Italiani sempre meno fertili, questione (anche) educativa?

509mila nuovi nati nel 2014, raggiunto il livello più basso dal 1861. In Italia, oggi nascono 1,39 bambini per donna, mentre per garantire il ricambio generazionale dovrebbero nascerne 2,1

 

Davvero siamo diventati un Paese in via di estinzione? I freddi numeri statistici direbbero di sì.

In Italia, oggi nascono 1,39 bambini per donna, mentre per garantire il ricambio generazionale dovrebbero nascerne 2,1. Dunque, dati alla mano, sembra proprio che abbiamo imboccato una china scivolosa verso il basso. Il quadro delineato dal nuovo Piano nazionale per la fertilità, presentato il 27 maggio dal ministro della Salute, è impietoso: la fertilità in Italia risulta in netta diminuzione, per varie ragioni concorrenti. Di fatto, una coppia su cinque ha difficoltà a procreare per vie naturali.

 

509mila nuovi nati nel 2014

Nel 2013 secondo l’Istat i nati sono stati 509 mila (5 mila in meno rispetto al 2013), mentre nel 2008 erano 572mila.

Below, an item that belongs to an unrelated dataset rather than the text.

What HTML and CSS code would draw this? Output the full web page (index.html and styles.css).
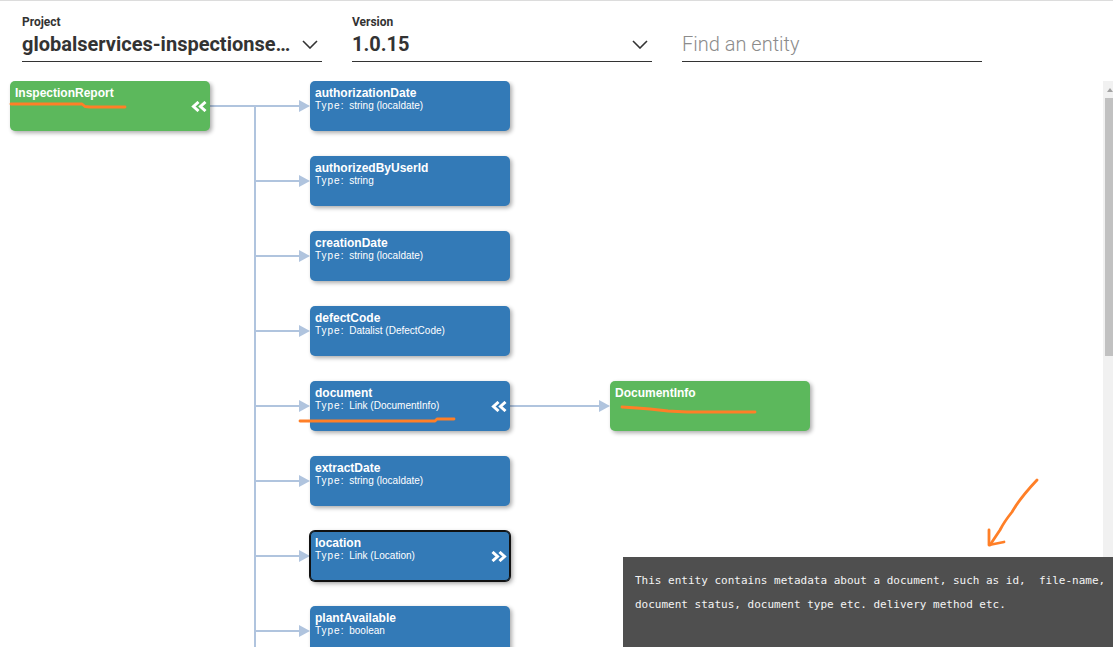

Ogni anno quindi sono nati circa 12 mila bambini in meno. Si è così raggiunto “il livello minimo dall’Unità d’Italia”, avverte l’Istituto di statistica, e siamo a un passo dalla “soglia psicologica” del mezzo milione di nascite in un anno.

Il numero medio di figli per donna è pari a 1,39 (contro una media europea di 1,58): precisamente, le italiane procreano 1,31 figli, 1,97 le straniere.  Oltre al minor numero di figli, rileva ancora l’Istat, si posticipa sempre più la decisione di metterli al mondo. Sale, infatti, l‘età media al parto della madre, che arriva a 31,5 anni.

A livello di ripartizione territoriale, “con 1,65 figli per donna nel 2014 – osserva l’Istat – il Trentino-Alto Adige si conferma la regione più prolifica del Paese, seguita dalla Valle d’Aosta (1,55). In tutte le regioni del Nord, eccetto che in Liguria (1,35 figli), si rileva una fecondità superiore alla media nazionale. Con 1,46 figli per donna il Nord, nel suo insieme, è la ripartizione con la più alta fecondità, il Centro registra un valore di 1,36, mentre il Mezzogiorno si attesta a 1,32. Nessuna delle regioni del Mezzogiorno presenta una fecondità di livello superiore alla media nazionale: in quelle che un tempo erano considerate il bacino riproduttivo del Paese, ovvero Sicilia e Campania, la fecondità nel 2014 si attesta, rispettivamente, a 1,38 e 1,34 figli per donna. Persiste, peraltro, una situazione di radicata bassa fecondità proprio in alcune realtà meridionali. In Molise, Basilicata e Sardegna non si raggiunge, ormai da tempo, il livello di 1,2 figli per donna”.

 

Tante le cause dell’infertilità

Le cause d’infertilità riguardano per il 40% le donne, per il 40% gli uomini e per il 20% ambedue. A questa disastrosa tendenza concorrono fattori diversi, di tipo sanitario, economico, sociale e culturale. Fattori che a volte interagiscono, sommando i loro effetti negativi. Perciò il Piano nazionale per la fertilità prevede diverse iniziative (alcune particolarmente “felici”) in vari ambiti, per affrontare questa preoccupante situazione che riguarda tutti noi, visto che alla fine è in gioco il nostro futuro di popolo. Per tenere alta l’attenzione sul tema, si è perfino pensato d’istituire il “Fertility day”, da tenersi ogni 7 di maggio.

Ma aldilà dei rimedi “tecnici”, che potranno migliorare solo alcuni aspetti del problema, ci sembra essenziale prendere coscienza del vero “puntum dolens” della questione: al fondo del fenomeno, emerge chiaramente una diminuita voglia di procreare. Forse perché, fra le nuove generazioni, sta cedendo la spinta alla “continuità”, la consapevolezza di appartenere a una comunità, il senso di responsabilità verso la crescita del bene comune, la partecipazione a un “progetto Paese” condiviso (che forse non esiste nemmeno). Occorre dunque ripartire da questi punti centrali, dalla ricostruzione di una società che possa ancora far “innamorare” le nuove generazioni e spingerle a tramandare ai loro figli la voglia di partecipare attivamente al suo sviluppo. Insomma, la vera soluzione, ancora una volta, va cercata sul piano culturale ed educativo, mediante l’assunzione di scelte chiare e coerenti. E la politica deve servire a tutto questo. Ma bisogna far presto, prima che il rischio di “estinzione” si tramuti in realtà!